* COLLECTED MATERIAL:
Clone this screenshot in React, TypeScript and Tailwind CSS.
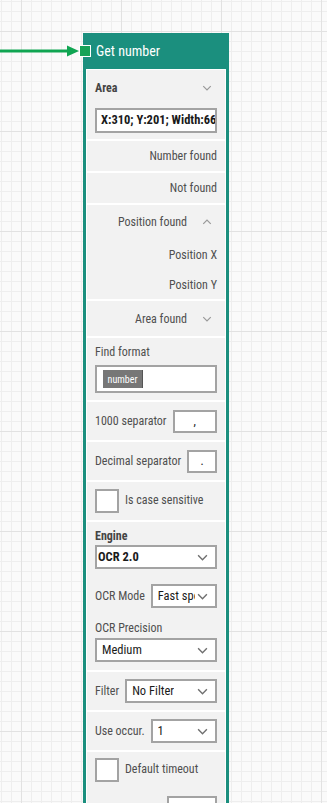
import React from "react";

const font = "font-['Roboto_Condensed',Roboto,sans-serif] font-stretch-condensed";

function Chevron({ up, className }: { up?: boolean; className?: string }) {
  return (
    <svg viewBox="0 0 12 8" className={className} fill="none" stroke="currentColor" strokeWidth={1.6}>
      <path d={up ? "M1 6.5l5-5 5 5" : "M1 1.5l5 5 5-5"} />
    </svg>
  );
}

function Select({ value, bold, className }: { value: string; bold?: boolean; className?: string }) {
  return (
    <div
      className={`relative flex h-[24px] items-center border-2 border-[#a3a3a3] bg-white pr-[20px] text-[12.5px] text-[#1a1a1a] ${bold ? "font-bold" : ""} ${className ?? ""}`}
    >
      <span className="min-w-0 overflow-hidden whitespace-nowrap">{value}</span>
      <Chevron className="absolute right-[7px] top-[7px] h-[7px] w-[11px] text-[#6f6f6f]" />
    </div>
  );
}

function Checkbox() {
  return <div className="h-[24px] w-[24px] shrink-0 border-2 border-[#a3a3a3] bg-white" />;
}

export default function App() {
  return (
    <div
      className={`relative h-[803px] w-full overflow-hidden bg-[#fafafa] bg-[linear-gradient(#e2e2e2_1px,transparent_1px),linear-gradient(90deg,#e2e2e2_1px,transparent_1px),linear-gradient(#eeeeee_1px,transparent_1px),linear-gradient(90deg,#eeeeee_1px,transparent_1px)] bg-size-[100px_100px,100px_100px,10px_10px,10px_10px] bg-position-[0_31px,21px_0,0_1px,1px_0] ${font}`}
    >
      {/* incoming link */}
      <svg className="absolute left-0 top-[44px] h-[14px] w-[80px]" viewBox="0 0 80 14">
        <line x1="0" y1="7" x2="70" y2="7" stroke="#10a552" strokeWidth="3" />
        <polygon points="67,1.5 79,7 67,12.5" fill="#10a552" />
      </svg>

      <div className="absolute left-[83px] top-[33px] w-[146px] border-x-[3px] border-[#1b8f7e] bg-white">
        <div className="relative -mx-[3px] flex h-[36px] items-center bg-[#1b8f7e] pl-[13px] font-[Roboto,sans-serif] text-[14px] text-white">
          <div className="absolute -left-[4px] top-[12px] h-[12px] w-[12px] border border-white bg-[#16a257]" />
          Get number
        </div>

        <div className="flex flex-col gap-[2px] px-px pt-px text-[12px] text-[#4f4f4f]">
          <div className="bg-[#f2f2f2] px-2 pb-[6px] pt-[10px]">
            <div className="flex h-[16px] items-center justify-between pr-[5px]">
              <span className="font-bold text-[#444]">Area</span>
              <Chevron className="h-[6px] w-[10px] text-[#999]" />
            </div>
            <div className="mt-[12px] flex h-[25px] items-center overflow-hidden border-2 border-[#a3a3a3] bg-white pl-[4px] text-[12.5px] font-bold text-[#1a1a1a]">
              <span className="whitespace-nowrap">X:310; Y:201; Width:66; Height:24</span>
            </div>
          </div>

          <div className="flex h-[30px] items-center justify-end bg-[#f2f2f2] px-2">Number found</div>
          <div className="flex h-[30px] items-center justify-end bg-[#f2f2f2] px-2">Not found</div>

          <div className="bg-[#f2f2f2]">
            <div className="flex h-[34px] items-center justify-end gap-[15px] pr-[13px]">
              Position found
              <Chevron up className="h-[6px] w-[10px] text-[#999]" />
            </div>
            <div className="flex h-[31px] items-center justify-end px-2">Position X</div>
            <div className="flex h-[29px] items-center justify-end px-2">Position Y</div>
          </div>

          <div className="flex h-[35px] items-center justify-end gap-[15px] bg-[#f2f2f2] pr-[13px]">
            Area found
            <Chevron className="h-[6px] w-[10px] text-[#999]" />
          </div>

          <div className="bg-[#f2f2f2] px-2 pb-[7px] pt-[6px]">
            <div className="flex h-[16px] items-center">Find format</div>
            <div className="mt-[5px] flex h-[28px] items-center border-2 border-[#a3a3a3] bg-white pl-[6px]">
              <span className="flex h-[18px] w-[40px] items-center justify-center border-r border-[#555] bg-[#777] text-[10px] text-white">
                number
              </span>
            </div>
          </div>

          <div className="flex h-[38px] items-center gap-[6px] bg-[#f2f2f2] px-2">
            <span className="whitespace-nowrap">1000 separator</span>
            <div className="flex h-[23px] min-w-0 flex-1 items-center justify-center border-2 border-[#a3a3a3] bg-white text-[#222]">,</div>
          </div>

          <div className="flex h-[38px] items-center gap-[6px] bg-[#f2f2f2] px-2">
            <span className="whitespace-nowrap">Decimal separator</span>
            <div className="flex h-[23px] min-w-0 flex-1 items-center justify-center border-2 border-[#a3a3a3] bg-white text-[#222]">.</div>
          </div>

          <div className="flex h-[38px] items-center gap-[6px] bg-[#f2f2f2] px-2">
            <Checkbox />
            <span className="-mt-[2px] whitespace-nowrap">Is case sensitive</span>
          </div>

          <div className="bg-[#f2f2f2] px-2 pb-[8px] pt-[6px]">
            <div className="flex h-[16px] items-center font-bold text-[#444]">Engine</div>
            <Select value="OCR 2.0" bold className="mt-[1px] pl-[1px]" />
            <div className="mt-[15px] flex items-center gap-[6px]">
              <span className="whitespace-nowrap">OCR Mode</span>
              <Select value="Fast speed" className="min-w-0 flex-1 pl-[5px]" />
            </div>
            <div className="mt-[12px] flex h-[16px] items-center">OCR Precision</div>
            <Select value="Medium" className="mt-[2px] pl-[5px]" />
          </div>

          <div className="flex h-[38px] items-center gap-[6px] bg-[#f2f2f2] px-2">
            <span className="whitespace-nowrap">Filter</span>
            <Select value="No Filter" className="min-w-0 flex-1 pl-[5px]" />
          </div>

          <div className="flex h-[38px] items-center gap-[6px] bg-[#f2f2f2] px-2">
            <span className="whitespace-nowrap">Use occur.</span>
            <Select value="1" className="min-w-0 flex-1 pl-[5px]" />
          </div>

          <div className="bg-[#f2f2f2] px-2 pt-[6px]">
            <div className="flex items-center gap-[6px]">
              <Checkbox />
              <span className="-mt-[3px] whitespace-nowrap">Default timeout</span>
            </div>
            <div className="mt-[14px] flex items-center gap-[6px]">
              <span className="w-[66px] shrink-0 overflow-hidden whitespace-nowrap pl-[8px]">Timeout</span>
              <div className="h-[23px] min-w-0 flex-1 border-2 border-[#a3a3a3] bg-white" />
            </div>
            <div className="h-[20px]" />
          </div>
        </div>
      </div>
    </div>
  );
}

* REQUIREMENTS: Return the listing above word for word, with the pictures removed.

* REPLY:
Clone this screenshot in React, TypeScript and Tailwind CSS.
import React from "react";

const font = "font-['Roboto_Condensed',Roboto,sans-serif] font-stretch-condensed";

function Chevron({ up, className }: { up?: boolean; className?: string }) {
  return (
    <svg viewBox="0 0 12 8" className={className} fill="none" stroke="currentColor" strokeWidth={1.6}>
      <path d={up ? "M1 6.5l5-5 5 5" : "M1 1.5l5 5 5-5"} />
    </svg>
  );
}

function Select({ value, bold, className }: { value: string; bold?: boolean; className?: string }) {
  return (
    <div
      className={`relative flex h-[24px] items-center border-2 border-[#a3a3a3] bg-white pr-[20px] text-[12.5px] text-[#1a1a1a] ${bold ? "font-bold" : ""} ${className ?? ""}`}
    >
      <span className="min-w-0 overflow-hidden whitespace-nowrap">{value}</span>
      <Chevron className="absolute right-[7px] top-[7px] h-[7px] w-[11px] text-[#6f6f6f]" />
    </div>
  );
}

function Checkbox() {
  return <div className="h-[24px] w-[24px] shrink-0 border-2 border-[#a3a3a3] bg-white" />;
}

export default function App() {
  return (
    <div
      className={`relative h-[803px] w-full overflow-hidden bg-[#fafafa] bg-[linear-gradient(#e2e2e2_1px,transparent_1px),linear-gradient(90deg,#e2e2e2_1px,transparent_1px),linear-gradient(#eeeeee_1px,transparent_1px),linear-gradient(90deg,#eeeeee_1px,transparent_1px)] bg-size-[100px_100px,100px_100px,10px_10px,10px_10px] bg-position-[0_31px,21px_0,0_1px,1px_0] ${font}`}
    >
      {/* incoming link */}
      <svg className="absolute left-0 top-[44px] h-[14px] w-[80px]" viewBox="0 0 80 14">
        <line x1="0" y1="7" x2="70" y2="7" stroke="#10a552" strokeWidth="3" />
        <polygon points="67,1.5 79,7 67,12.5" fill="#10a552" />
      </svg>

      <div className="absolute left-[83px] top-[33px] w-[146px] border-x-[3px] border-[#1b8f7e] bg-white">
        <div className="relative -mx-[3px] flex h-[36px] items-center bg-[#1b8f7e] pl-[13px] font-[Roboto,sans-serif] text-[14px] text-white">
          <div className="absolute -left-[4px] top-[12px] h-[12px] w-[12px] border border-white bg-[#16a257]" />
          Get number
        </div>

        <div className="flex flex-col gap-[2px] px-px pt-px text-[12px] text-[#4f4f4f]">
          <div className="bg-[#f2f2f2] px-2 pb-[6px] pt-[10px]">
            <div className="flex h-[16px] items-center justify-between pr-[5px]">
              <span className="font-bold text-[#444]">Area</span>
              <Chevron className="h-[6px] w-[10px] text-[#999]" />
            </div>
            <div className="mt-[12px] flex h-[25px] items-center overflow-hidden border-2 border-[#a3a3a3] bg-white pl-[4px] text-[12.5px] font-bold text-[#1a1a1a]">
              <span className="whitespace-nowrap">X:310; Y:201; Width:66; Height:24</span>
            </div>
          </div>

          <div className="flex h-[30px] items-center justify-end bg-[#f2f2f2] px-2">Number found</div>
          <div className="flex h-[30px] items-center justify-end bg-[#f2f2f2] px-2">Not found</div>

          <div className="bg-[#f2f2f2]">
            <div className="flex h-[34px] items-center justify-end gap-[15px] pr-[13px]">
              Position found
              <Chevron up className="h-[6px] w-[10px] text-[#999]" />
            </div>
            <div className="flex h-[31px] items-center justify-end px-2">Position X</div>
            <div className="flex h-[29px] items-center justify-end px-2">Position Y</div>
          </div>

          <div className="flex h-[35px] items-center justify-end gap-[15px] bg-[#f2f2f2] pr-[13px]">
            Area found
            <Chevron className="h-[6px] w-[10px] text-[#999]" />
          </div>

          <div className="bg-[#f2f2f2] px-2 pb-[7px] pt-[6px]">
            <div className="flex h-[16px] items-center">Find format</div>
            <div className="mt-[5px] flex h-[28px] items-center border-2 border-[#a3a3a3] bg-white pl-[6px]">
              <span className="flex h-[18px] w-[40px] items-center justify-center border-r border-[#555] bg-[#777] text-[10px] text-white">
                number
              </span>
            </div>
          </div>

          <div className="flex h-[38px] items-center gap-[6px] bg-[#f2f2f2] px-2">
            <span className="whitespace-nowrap">1000 separator</span>
            <div className="flex h-[23px] min-w-0 flex-1 items-center justify-center border-2 border-[#a3a3a3] bg-white text-[#222]">,</div>
          </div>

          <div className="flex h-[38px] items-center gap-[6px] bg-[#f2f2f2] px-2">
            <span className="whitespace-nowrap">Decimal separator</span>
            <div className="flex h-[23px] min-w-0 flex-1 items-center justify-center border-2 border-[#a3a3a3] bg-white text-[#222]">.</div>
          </div>

          <div className="flex h-[38px] items-center gap-[6px] bg-[#f2f2f2] px-2">
            <Checkbox />
            <span className="-mt-[2px] whitespace-nowrap">Is case sensitive</span>
          </div>

          <div className="bg-[#f2f2f2] px-2 pb-[8px] pt-[6px]">
            <div className="flex h-[16px] items-center font-bold text-[#444]">Engine</div>
            <Select value="OCR 2.0" bold className="mt-[1px] pl-[1px]" />
            <div className="mt-[15px] flex items-center gap-[6px]">
              <span className="whitespace-nowrap">OCR Mode</span>
              <Select value="Fast speed" className="min-w-0 flex-1 pl-[5px]" />
            </div>
            <div className="mt-[12px] flex h-[16px] items-center">OCR Precision</div>
            <Select value="Medium" className="mt-[2px] pl-[5px]" />
          </div>

          <div className="flex h-[38px] items-center gap-[6px] bg-[#f2f2f2] px-2">
            <span className="whitespace-nowrap">Filter</span>
            <Select value="No Filter" className="min-w-0 flex-1 pl-[5px]" />
          </div>

          <div className="flex h-[38px] items-center gap-[6px] bg-[#f2f2f2] px-2">
            <span className="whitespace-nowrap">Use occur.</span>
            <Select value="1" className="min-w-0 flex-1 pl-[5px]" />
          </div>

          <div className="bg-[#f2f2f2] px-2 pt-[6px]">
            <div className="flex items-center gap-[6px]">
              <Checkbox />
              <span className="-mt-[3px] whitespace-nowrap">Default timeout</span>
            </div>
            <div className="mt-[14px] flex items-center gap-[6px]">
              <span className="w-[66px] shrink-0 overflow-hidden whitespace-nowrap pl-[8px]">Timeout</span>
              <div className="h-[23px] min-w-0 flex-1 border-2 border-[#a3a3a3] bg-white" />
            </div>
            <div className="h-[20px]" />
          </div>
        </div>
      </div>
    </div>
  );
}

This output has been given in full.